Kostans assembled a team of industry professionals from the Philadelphia region and internationally who collaborated to bring this project to the screen. Thirty-year film veteran Thomas Kovelskie of Quartertown Films, who has worked all over the world but resides in North Whales, Pennsylvania, just outside of Philadelphia, played a pivotal role in the editing and cinematography. “You need a driven editor who is meticulous and understands the story. This is at the core of making a great film”, said Kostans. Alessandro Tedde and brother Francesco of Antropotopia in Ravenna, Italy, were the international connection on this project. They focused on developing the animation and maps. Alessandro Tedde flew in from Italy for this first screening and exhibition. “I wanted to be there to share the moment,” said Tedde.
When the film editing was completed, Philadelphia native composer, Adam Goldman of Audiomind Inc., took over.
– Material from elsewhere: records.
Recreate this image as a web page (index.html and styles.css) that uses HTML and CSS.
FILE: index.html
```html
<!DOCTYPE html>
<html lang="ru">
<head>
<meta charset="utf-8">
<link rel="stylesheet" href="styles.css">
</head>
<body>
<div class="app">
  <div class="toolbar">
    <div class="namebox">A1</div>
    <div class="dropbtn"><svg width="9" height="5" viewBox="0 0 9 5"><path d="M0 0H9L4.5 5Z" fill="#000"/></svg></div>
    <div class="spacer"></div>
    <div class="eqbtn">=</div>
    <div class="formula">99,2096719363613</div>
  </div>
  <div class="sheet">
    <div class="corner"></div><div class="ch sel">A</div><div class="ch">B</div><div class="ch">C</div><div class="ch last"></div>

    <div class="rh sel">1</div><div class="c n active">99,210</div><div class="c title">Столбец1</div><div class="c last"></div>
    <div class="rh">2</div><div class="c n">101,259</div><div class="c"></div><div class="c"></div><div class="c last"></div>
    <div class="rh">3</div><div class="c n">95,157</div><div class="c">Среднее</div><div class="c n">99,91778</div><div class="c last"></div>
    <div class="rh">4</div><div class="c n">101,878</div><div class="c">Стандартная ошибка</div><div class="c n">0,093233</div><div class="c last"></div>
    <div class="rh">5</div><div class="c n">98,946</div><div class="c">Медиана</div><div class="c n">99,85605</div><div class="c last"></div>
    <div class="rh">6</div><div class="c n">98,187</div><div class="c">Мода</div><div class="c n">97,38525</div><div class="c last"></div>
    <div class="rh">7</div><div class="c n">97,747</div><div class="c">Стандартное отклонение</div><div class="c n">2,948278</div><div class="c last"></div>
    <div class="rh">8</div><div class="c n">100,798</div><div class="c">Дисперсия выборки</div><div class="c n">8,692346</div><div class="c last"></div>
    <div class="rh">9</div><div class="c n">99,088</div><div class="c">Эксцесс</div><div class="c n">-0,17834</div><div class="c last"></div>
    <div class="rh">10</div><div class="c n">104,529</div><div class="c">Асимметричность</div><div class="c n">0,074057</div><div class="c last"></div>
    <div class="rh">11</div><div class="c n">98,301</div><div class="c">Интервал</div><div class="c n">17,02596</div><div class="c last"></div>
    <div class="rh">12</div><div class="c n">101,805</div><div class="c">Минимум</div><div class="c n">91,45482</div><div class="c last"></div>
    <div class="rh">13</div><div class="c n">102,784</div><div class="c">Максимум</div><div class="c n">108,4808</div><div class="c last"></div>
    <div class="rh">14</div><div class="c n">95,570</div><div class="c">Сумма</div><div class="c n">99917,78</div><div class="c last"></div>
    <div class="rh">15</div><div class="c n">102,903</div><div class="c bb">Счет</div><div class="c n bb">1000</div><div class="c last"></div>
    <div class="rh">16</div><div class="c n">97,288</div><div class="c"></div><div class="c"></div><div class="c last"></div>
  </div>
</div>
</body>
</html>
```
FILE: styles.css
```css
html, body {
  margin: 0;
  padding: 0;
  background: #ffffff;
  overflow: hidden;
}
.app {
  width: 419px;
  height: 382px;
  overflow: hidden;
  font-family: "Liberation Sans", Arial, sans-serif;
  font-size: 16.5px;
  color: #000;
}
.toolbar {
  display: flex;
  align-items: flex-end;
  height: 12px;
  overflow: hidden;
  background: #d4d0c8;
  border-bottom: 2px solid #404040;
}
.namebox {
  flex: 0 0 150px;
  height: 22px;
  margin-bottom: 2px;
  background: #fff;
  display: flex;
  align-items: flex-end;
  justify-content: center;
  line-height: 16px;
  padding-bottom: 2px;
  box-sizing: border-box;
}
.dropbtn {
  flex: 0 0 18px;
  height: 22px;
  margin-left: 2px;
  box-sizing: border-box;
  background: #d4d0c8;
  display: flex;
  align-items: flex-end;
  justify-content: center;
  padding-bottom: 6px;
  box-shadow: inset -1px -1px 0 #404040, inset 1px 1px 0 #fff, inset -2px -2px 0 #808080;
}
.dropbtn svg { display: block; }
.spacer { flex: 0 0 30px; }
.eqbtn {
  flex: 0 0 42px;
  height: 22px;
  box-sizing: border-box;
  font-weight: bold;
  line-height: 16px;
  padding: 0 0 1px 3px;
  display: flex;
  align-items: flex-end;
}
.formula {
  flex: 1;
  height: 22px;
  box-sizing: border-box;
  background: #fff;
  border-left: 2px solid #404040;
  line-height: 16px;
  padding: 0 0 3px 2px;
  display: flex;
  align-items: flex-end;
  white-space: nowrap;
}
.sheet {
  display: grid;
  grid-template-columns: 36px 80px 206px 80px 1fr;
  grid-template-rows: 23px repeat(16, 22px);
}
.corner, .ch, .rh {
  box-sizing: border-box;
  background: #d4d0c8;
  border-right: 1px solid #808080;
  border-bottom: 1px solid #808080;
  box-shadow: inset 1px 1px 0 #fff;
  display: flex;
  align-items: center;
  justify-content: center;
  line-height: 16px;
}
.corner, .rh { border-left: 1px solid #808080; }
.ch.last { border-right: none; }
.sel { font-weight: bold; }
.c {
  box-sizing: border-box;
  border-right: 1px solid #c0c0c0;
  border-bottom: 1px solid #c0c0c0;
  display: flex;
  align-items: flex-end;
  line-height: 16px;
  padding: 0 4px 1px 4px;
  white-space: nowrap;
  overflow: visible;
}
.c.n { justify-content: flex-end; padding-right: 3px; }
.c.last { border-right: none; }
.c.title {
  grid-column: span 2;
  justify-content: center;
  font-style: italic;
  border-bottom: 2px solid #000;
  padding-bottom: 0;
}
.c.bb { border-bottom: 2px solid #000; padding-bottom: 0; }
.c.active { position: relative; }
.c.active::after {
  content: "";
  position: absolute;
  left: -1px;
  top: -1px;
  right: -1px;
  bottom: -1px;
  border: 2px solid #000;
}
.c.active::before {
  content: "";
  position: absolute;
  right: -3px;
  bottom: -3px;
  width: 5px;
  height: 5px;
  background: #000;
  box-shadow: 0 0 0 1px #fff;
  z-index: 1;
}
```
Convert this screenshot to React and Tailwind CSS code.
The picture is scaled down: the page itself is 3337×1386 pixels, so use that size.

Goldman spent two months working in the studio to produce the tracks that included 37 different instruments and a variety of sound effects that elevated and polished the film.
Following the film premiere, GAHSP committee member Chris Kotsakis interviewed Eleftherios Kostans following his speech on stage. Kostans was joined by Tom Koveleskie and Alessandro Tedde, who launched into a q&a with the guests. One of the questions from the attendees was, what’s next for this film?
“The film is now heading to film festivals and will be entered into the Emmy’s in 2023. I have high hopes and feel this film brings on a deeper sense of pride for Greeks everywhere,” said Kostans.